Long ago a man sought the perfect picture of peace. Not finding one that satisfied, he announced a contest to produce this masterpiece. The challenge stirred the imagination of artists everywhere, and paintings arrived from far and wide. Finally the great day of revelation arrived. The judges uncovered one peaceful scene after another, while the viewers clapped and cheered. The tensions grew. Only two pictures remained veiled. As a judge pulled the cover from one, a hush fell over the crowd. A mirror-smooth lake reflected lacy, green birches under the soft blush of the evening sky. Along the grassy shore, a flock of sheep grazed undisturbed.
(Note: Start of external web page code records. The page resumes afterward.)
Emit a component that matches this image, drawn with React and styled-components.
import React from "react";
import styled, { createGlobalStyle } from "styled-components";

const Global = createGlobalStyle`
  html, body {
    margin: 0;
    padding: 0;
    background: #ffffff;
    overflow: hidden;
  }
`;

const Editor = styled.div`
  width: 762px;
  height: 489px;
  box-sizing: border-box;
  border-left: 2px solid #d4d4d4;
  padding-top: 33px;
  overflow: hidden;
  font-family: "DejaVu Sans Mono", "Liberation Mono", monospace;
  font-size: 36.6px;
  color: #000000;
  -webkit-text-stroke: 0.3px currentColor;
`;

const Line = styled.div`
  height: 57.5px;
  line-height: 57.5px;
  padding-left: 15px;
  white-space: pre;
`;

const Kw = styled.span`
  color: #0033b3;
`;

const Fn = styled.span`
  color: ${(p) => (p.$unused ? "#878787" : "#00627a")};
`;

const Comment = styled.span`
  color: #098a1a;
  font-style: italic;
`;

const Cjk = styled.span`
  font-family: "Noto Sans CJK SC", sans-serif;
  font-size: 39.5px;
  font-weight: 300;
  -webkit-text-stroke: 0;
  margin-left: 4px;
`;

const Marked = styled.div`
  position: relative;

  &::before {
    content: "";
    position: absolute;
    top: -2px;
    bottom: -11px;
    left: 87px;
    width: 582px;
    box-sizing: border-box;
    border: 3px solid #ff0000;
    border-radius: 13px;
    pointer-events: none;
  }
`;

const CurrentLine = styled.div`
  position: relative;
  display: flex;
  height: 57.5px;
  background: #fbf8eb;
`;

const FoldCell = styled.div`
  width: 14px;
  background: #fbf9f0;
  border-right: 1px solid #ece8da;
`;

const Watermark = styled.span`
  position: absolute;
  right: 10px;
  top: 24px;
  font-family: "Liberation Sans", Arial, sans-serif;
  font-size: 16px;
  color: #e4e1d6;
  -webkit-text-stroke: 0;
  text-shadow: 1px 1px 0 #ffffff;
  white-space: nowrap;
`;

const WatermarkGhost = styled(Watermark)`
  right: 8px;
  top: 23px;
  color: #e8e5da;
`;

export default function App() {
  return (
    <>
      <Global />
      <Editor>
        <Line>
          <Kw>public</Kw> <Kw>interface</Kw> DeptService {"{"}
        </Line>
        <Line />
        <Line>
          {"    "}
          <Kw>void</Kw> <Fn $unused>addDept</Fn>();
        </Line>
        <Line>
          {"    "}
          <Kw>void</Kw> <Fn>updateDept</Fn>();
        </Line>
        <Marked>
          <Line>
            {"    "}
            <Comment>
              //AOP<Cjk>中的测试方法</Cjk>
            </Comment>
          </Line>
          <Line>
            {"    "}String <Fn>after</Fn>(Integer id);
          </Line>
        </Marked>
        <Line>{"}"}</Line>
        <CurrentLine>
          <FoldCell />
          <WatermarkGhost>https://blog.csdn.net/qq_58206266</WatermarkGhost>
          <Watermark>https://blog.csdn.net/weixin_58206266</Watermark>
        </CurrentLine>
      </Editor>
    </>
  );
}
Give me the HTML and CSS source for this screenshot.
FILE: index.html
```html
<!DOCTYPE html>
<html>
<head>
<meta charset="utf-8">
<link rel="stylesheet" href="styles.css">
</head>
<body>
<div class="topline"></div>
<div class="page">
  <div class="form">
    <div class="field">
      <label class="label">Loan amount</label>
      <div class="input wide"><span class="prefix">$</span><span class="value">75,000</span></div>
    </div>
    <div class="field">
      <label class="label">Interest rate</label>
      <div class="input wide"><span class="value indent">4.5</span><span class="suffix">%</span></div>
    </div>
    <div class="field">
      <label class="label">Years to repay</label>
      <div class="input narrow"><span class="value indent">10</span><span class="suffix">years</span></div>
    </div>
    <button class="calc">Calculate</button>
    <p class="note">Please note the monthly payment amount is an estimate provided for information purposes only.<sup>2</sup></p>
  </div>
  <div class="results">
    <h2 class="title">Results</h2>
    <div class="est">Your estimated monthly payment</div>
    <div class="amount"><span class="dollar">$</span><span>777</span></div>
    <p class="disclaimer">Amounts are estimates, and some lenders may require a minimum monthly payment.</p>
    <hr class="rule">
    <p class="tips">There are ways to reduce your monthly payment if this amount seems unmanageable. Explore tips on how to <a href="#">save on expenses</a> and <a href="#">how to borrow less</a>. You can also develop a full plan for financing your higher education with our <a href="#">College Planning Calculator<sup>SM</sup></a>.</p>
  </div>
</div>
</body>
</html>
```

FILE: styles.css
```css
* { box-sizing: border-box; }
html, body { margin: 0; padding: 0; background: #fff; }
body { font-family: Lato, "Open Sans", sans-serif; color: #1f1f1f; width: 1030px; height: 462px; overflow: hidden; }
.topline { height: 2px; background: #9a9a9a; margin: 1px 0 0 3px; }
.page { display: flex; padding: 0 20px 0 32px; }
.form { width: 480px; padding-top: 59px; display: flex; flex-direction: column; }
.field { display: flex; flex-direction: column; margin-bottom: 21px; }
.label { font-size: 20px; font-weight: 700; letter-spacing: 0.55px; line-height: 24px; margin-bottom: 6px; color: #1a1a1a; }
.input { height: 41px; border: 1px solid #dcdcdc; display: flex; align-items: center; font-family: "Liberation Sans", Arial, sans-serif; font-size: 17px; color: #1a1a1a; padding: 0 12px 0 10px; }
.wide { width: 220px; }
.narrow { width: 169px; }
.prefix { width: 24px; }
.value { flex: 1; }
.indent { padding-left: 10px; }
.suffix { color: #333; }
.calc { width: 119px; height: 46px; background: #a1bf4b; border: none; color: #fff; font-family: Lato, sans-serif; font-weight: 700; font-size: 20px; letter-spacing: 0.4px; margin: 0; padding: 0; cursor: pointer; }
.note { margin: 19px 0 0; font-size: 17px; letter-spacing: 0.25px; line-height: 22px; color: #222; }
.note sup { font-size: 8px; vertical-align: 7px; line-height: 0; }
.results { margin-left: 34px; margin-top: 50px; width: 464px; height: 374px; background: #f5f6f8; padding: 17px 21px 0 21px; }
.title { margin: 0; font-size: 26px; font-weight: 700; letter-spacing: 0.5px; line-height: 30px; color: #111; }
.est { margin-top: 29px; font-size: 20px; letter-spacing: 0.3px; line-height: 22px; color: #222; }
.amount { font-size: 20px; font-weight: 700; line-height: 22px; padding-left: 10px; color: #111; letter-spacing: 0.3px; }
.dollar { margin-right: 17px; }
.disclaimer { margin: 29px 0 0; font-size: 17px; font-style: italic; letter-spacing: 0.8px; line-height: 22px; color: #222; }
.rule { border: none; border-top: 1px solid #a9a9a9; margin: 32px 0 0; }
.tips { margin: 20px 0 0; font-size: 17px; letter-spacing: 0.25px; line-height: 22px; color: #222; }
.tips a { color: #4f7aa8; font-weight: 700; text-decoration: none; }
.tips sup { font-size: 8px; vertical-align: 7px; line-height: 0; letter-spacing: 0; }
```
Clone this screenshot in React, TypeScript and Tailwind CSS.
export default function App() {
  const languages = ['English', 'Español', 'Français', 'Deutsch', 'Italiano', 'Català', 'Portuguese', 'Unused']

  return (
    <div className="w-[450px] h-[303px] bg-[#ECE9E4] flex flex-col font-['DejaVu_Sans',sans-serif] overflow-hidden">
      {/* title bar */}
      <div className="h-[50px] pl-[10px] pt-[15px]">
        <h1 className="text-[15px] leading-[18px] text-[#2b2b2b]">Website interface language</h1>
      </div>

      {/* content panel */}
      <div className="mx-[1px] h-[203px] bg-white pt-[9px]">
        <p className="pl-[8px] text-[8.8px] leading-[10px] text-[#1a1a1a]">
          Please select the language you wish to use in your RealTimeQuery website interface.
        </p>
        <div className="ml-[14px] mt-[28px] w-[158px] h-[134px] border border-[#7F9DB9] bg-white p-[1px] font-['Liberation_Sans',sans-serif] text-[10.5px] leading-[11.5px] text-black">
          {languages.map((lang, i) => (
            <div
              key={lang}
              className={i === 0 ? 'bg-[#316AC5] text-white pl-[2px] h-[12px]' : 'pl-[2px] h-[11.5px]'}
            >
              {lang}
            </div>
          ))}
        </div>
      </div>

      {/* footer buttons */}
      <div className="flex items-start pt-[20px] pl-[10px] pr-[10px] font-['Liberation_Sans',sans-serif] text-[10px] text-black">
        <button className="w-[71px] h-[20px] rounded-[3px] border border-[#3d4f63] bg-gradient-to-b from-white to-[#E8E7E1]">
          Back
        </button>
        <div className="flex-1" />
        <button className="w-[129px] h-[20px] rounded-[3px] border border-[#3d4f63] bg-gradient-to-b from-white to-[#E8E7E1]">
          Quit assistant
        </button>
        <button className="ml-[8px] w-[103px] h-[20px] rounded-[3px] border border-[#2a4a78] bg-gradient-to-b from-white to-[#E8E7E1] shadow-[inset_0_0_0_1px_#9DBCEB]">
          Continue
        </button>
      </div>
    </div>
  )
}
Surely this was the winner. The man with the vision uncovered the second painting himself, and the crowd gasped in surprise. Could this be peace? A tumultuous waterfall cascaded down a rocky precipice; the crowd could almost feel its cold, penetrating spray. Stormy-gray clouds threatened to explode with lightning, wind and rain. In the midst of the thundering noises and bitter chill, a spindly tree clung to the rocks at the edge of the falls. One of its branches reached out in front of the torrential waters as if foolishly seeking to experience its full power. A little bird had built a nest in the elbow of that branch. Content and undisturbed in her stormy surroundings, she rested on her eggs. With her eyes closed and her wings ready to cover her little ones, she manifested peace that transcends all earthly turmoil. That is our peace.